# [What you should do]
Find every line of the listing below where "index" appears, and copy it.

(Stored records)
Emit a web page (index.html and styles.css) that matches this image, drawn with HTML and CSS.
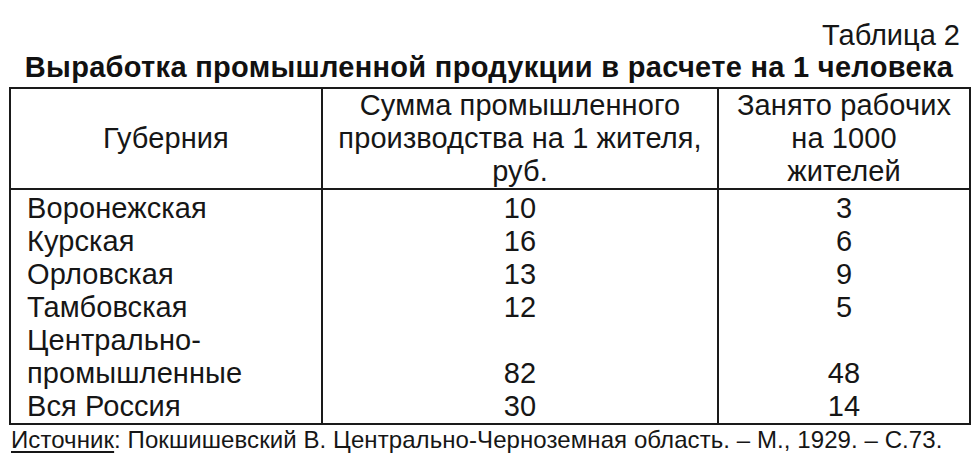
FILE: index.html
```html
<!DOCTYPE html>
<html lang="ru">
<head>
<meta charset="utf-8">
<title>Таблица 2</title>
<link rel="stylesheet" href="styles.css">
</head>
<body>
<div class="page">
  <div class="table-num">Таблица 2</div>
  <h1 class="title">Выработка промышленной продукции в расчете на 1 человека</h1>
  <table class="data">
    <colgroup>
      <col class="c-name">
      <col class="c-sum">
      <col class="c-work">
    </colgroup>
    <thead>
      <tr>
        <th>Губерния</th>
        <th>Сумма промышленного<br>производства на 1 жителя,<br>руб.</th>
        <th>Занято рабочих<br>на 1000<br>жителей</th>
      </tr>
    </thead>
    <tbody>
      <tr class="first"><td class="name">Воронежская</td><td class="num">10</td><td class="num">3</td></tr>
      <tr><td class="name">Курская</td><td class="num">16</td><td class="num">6</td></tr>
      <tr><td class="name">Орловская</td><td class="num">13</td><td class="num">9</td></tr>
      <tr><td class="name">Тамбовская</td><td class="num">12</td><td class="num">5</td></tr>
      <tr><td class="name">Центрально-<br>промышленные</td><td class="num">82</td><td class="num">48</td></tr>
      <tr class="last"><td class="name">Вся Россия</td><td class="num">30</td><td class="num">14</td></tr>
    </tbody>
  </table>
  <p class="source"><span class="src-label">Источник</span>: Покшишевский В. Центрально-Черноземная область. – М., 1929. – С.73.</p>
</div>
</body>
</html>
```

FILE: styles.css
```css
html, body {
  margin: 0;
  padding: 0;
  background: #ffffff;
}

body {
  font-family: "Liberation Sans", Arial, sans-serif;
  color: #161616;
}

.page {
  width: 980px;
  height: 476px;
  box-sizing: border-box;
  padding: 19px 11px 0 9px;
  overflow: hidden;
}

.table-num {
  font-size: 29px;
  line-height: 33px;
  text-align: right;
  padding-right: 9px;
}

.title {
  margin: 0 0 5px 0;
  font-size: 29px;
  line-height: 30px;
  letter-spacing: 0.3px;
  font-weight: bold;
  text-align: center;
  color: #111;
}

.data {
  width: 960px;
  border-collapse: collapse;
  table-layout: fixed;
  border: 2px solid #1a1a1a;
  font-size: 29px;
  line-height: 33px;
  letter-spacing: 0.1px;
}

.c-name { width: 312px; }
.c-sum { width: 396px; }
.c-work { width: 252px; }

.data th {
  font-weight: normal;
  text-align: center;
  vertical-align: middle;
  padding: 0;
  border: 2px solid #1a1a1a;
}

.data td {
  padding: 0;
  border-left: 2px solid #1a1a1a;
  border-right: 2px solid #1a1a1a;
  vertical-align: bottom;
}

.data td.name {
  text-align: left;
  padding-left: 16px;
}

.data td.num {
  text-align: center;
}

.data tr.first td {
  padding-top: 2px;
}

.source {
  margin: 0;
  padding-left: 2px;
  font-size: 24px;
  line-height: 30px;
  letter-spacing: 0.08px;
}

.src-label {
  text-decoration: underline;
  text-underline-offset: 3px;
}
```
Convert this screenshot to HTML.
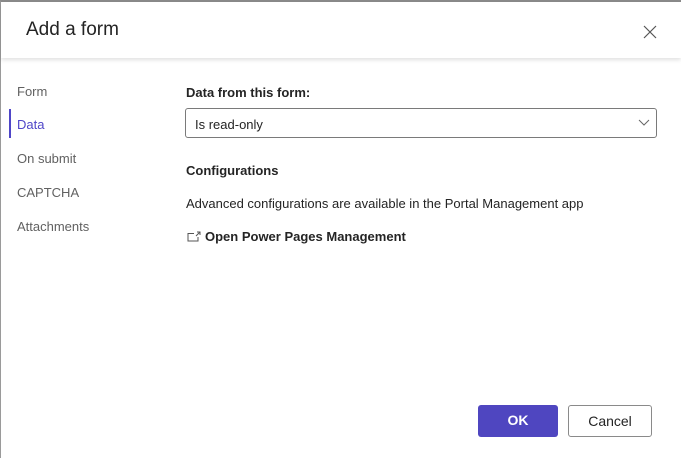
<!DOCTYPE html>
<html><head><style>
html,body{margin:0;padding:0;}
body{width:681px;height:458px;overflow:hidden;background:#fff;font-family:"Segoe UI","Liberation Sans",sans-serif;color:#242424;position:relative;}
.frame{position:absolute;left:0;top:0;width:681px;height:458px;box-sizing:border-box;border-top:2px solid #8a8a8a;border-left:1px solid #9a9a9a;}
.hdr{position:absolute;left:1px;top:2px;width:680px;height:56px;box-shadow:0 2px 4px rgba(0,0,0,0.12);background:#fff;}
.title{position:absolute;left:25px;top:17px;font-size:19px;color:#242424;}
.close{position:absolute;left:642px;top:23px;}
.nav{position:absolute;left:17px;font-size:13px;color:#616161;}
.bar{position:absolute;left:9px;top:109px;width:2px;height:29px;background:#4f46c8;}
.t{position:absolute;left:186px;font-size:13px;}
.dd{position:absolute;left:185px;top:108px;width:472px;height:30px;box-sizing:border-box;border:1px solid #7a7a7a;border-radius:3px;}
.btn{position:absolute;top:405px;height:32px;box-sizing:border-box;border-radius:3px;font-size:14px;text-align:center;line-height:31px;}
</style></head><body>
<div class="frame"></div>
<div class="hdr"><div class="title">Add a form</div>
<svg class="close" width="14" height="14" viewBox="0 0 14 14"><path d="M1 1L13 13M13 1L1 13" stroke="#555" stroke-width="1.2"/></svg></div>
<div class="nav" style="top:84px">Form</div>
<div class="bar"></div>
<div class="nav" style="top:117px;color:#4f46c8">Data</div>
<div class="nav" style="top:151px">On submit</div>
<div class="nav" style="top:185px">CAPTCHA</div>
<div class="nav" style="top:219px">Attachments</div>
<div class="t" style="top:85px;font-weight:600">Data from this form:</div>
<div class="dd"><span style="position:absolute;left:9px;top:8px;font-size:13px">Is read-only</span>
<svg style="position:absolute;left:452px;top:10px" width="12" height="8" viewBox="0 0 12 8"><path d="M1 1L6 6L11 1" stroke="#666" fill="none" stroke-width="1"/></svg></div>
<div class="t" style="top:163px;font-weight:600">Configurations</div>
<div class="t" style="top:196px">Advanced configurations are available in the Portal Management app</div>
<svg style="position:absolute;left:187px;top:231px" width="14" height="11" viewBox="0 0 14 11"><path d="M7 2.5H1V10H11V6" stroke="#555" fill="none"/><path d="M9 5L12.5 1.5M10 1H13V4" stroke="#555" fill="none"/></svg>
<div class="t" style="top:229px;left:205px;font-weight:600">Open Power Pages Management</div>
<div class="btn" style="left:478px;width:80px;background:#4f46c0;color:#fff;font-weight:600">OK</div>
<div class="btn" style="left:568px;width:84px;border:1px solid #8a8a8a;color:#242424">Cancel</div>
</body></html>
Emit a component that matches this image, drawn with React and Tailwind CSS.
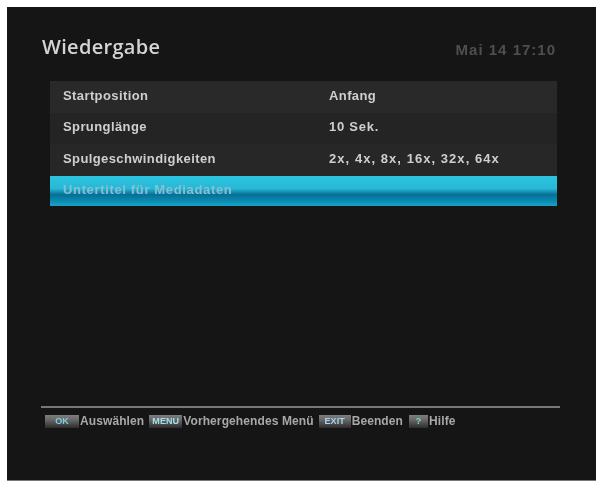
const rows = [
  { label: "Startposition", value: "Anfang", bg: "bg-[#292929]", spacing: "tracking-[0.4px]" },
  { label: "Sprunglänge", value: "10 Sek.", bg: "bg-[#242424]", spacing: "tracking-[0.75px]" },
  { label: "Spulgeschwindigkeiten", value: "2x, 4x, 8x, 16x, 32x, 64x", bg: "bg-[#272727]", spacing: "tracking-[1.05px]" },
];

const hints = [
  { key: "OK", label: "Auswählen", keyWidth: "w-[34px]", keyText: "text-[#7fd0dc]", gap: "mr-[5px]" },
  { key: "MENU", label: "Vorhergehendes Menü", keyWidth: "w-[33px]", keyText: "text-[#a5e0ea]", gap: "mr-[5px]" },
  { key: "EXIT", label: "Beenden", keyWidth: "w-[32px]", keyText: "text-[#a5d4ee]", gap: "mr-[6px]" },
  { key: "?", label: "Hilfe", keyWidth: "w-[19px]", keyText: "text-[#7fd8c8]", gap: "" },
];

export default function App() {
  return (
    <div className="w-[601px] h-[482px] bg-white pt-[7px] pl-[7px] overflow-hidden font-['Liberation_Sans',sans-serif]">
      <div className="w-[589px] h-[474px] bg-[#151515] border-b border-[#777] flex flex-col">
        <div className="blur-[0.7px] flex flex-col h-full">
          <div className="flex justify-between items-center pl-[35px] pr-[40px] h-[74px] pt-[6px]">
            <h1 className="text-[20px] font-semibold tracking-[0.3px] text-[#d4d4d4] font-['Open_Sans',sans-serif]">Wiedergabe</h1>
            <span className="text-[15px] font-bold tracking-[1px] text-[#4f4f4f] mt-[6px]">Mai 14 17:10</span>
          </div>

          <div className="ml-[43px] w-[507px]">
            {rows.map((row) => (
              <div key={row.label} className={`flex items-center h-[31.5px] pl-[13px] pb-[3px] text-[13px] font-bold text-[#cfcfcf] ${row.bg}`}>
                <span className="w-[266px] tracking-[0.4px]">{row.label}</span>
                <span className={row.spacing}>{row.value}</span>
              </div>
            ))}
            <div className="flex items-center h-[30px] pl-[13px] pb-[2px] text-[13px] font-bold tracking-[0.65px] text-[#86c0d2] bg-[linear-gradient(to_bottom,#2cc4e0_0%,#27b8d6_42%,#066f96_62%,#0a86ac_80%,#16a4c8_100%)]">
              Untertitel für Mediadaten
            </div>
          </div>

          <div className="mt-auto mb-[50px] ml-[34px] w-[519px] border-t-2 border-[#777] pt-[4px] pl-[4px] flex items-center text-[12px] font-bold tracking-[0.1px] text-[#a8a8a8]">
            {hints.map((hint) => (
              <div key={hint.key} className={`flex items-center ${hint.gap}`}>
                <span className={`h-[13px] mr-[1px] bg-[linear-gradient(to_bottom,#7d7d7d_0%,#6a6a6a_35%,#2c2c2c_100%)] text-[9px] leading-[13px] text-center ${hint.keyWidth} ${hint.keyText}`}>
                  {hint.key}
                </span>
                <span>{hint.label}</span>
              </div>
            ))}
          </div>
        </div>
      </div>
    </div>
  );
}
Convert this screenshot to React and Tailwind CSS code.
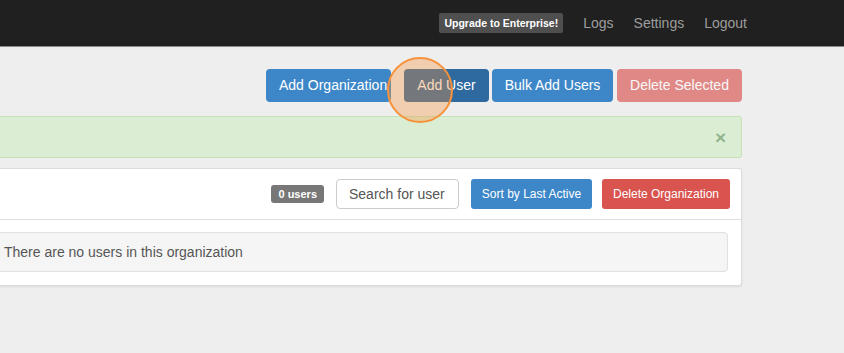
export default function App() {
  return (
    <div className="relative w-[844px] h-[353px] overflow-hidden bg-[#eeeeee] font-['Liberation_Sans',Arial,sans-serif]">
      {/* Navbar */}
      <div className="h-[47px] bg-[#202020] border-b border-[#8a8a8a] flex items-center justify-end pr-[97px]">
        <div className="flex items-center gap-[20px]">
          <span className="h-[20px] px-[5px] rounded-[2px] bg-[#4f4f4f] text-white text-[10.5px] font-bold flex items-center leading-none">
            Upgrade to Enterprise!
          </span>
          <span className="text-[14px] text-[#9d9d9d]">Logs</span>
          <span className="text-[14px] text-[#9d9d9d]">Settings</span>
          <span className="text-[14px] text-[#9d9d9d]">Logout</span>
        </div>
      </div>

      {/* Content */}
      <div className="ml-[-31px] mr-[102px]">
        {/* Top buttons */}
        <div className="flex justify-end pt-[22px]">
          <button className="w-[125px] h-[33px] rounded-[4px] bg-[#3d87c9] text-white text-[14px] flex items-center justify-start pl-[13px] whitespace-nowrap overflow-hidden">
            Add Organization
          </button>
          <button className="ml-[13px] w-[85px] h-[33px] rounded-[4px] bg-[#2e6aa0] text-white text-[14px] flex items-center justify-center">
            Add User
          </button>
          <button className="ml-[3px] w-[121px] h-[33px] rounded-[4px] bg-[#3d87c9] text-white text-[14px] flex items-center justify-center">
            Bulk Add Users
          </button>
          <button className="ml-[4px] w-[125px] h-[33px] rounded-[4px] bg-[#d9534f] opacity-[0.65] text-white text-[14px] flex items-center justify-center">
            Delete Selected
          </button>
        </div>

        {/* Alert */}
        <div className="mt-[14px] h-[42px] rounded-[3px] bg-[#dbeed3] border border-[#c5e2b7] flex items-center justify-end pr-[15px]">
          <span className="text-[19px] font-bold leading-none text-[#93b38d]">×</span>
        </div>

        {/* Panel */}
        <div className="mt-[10px] bg-white border border-[#dcdcdc] rounded-[3px] shadow-[0_1px_2px_rgba(0,0,0,0.08)]">
          <div className="h-[51px] border-b border-[#dddddd] flex items-center justify-end pr-[11px]">
            <span className="h-[18px] px-[7px] rounded-[3px] bg-[#777777] text-white text-[11px] font-bold flex items-center leading-none">
              0 users
            </span>
            <input
              className="ml-[12px] w-[123px] h-[30px] px-3 border border-[#cccccc] rounded-[4px] bg-white text-[14px] placeholder:text-[#555555] outline-none"
              placeholder="Search for user"
            />
            <button className="ml-[12px] w-[121px] h-[30px] rounded-[3px] bg-[#3d87c9] text-white text-[12px] flex items-center justify-center">
              Sort by Last Active
            </button>
            <button className="ml-[10px] w-[128px] h-[30px] rounded-[3px] bg-[#d9534f] text-white text-[12px] flex items-center justify-center">
              Delete Organization
            </button>
          </div>
          <div className="pt-[12px] pb-[13px] pl-[15px] pr-[13px]">
            <div className="h-[40px] bg-[#f5f5f5] border border-[#e1e1e1] rounded-[4px] flex items-center pl-[18px] text-[14px] text-[#555555]">
              There are no users in this organization
            </div>
          </div>
        </div>
      </div>

      {/* Click highlight overlay */}
      <div className="absolute left-[387px] top-[57px] w-[66px] h-[66px] rounded-full border-2 border-[#f7923a] bg-[#f7923a]/35 pointer-events-none" />
    </div>
  );
}
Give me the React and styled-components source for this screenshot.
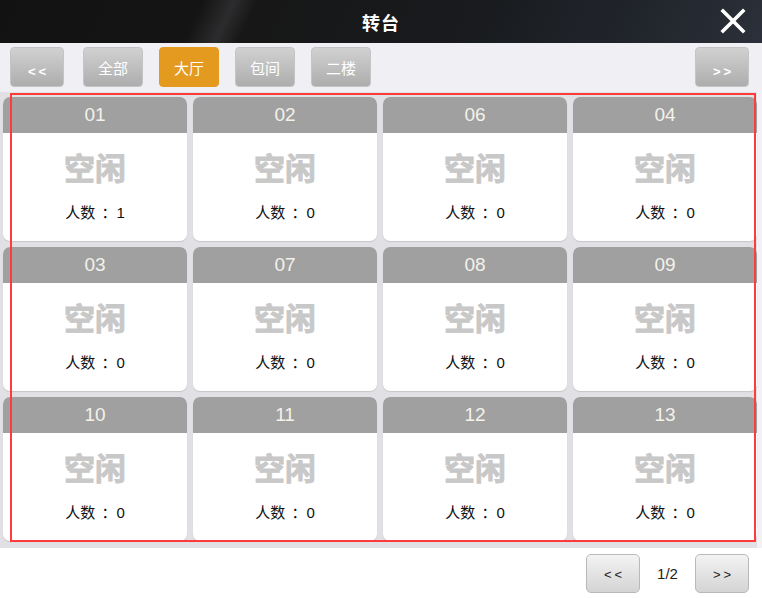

# [Completed exercise]
Emit a web page (index.html and styles.css) that matches this image, drawn with HTML and CSS.
FILE: index.html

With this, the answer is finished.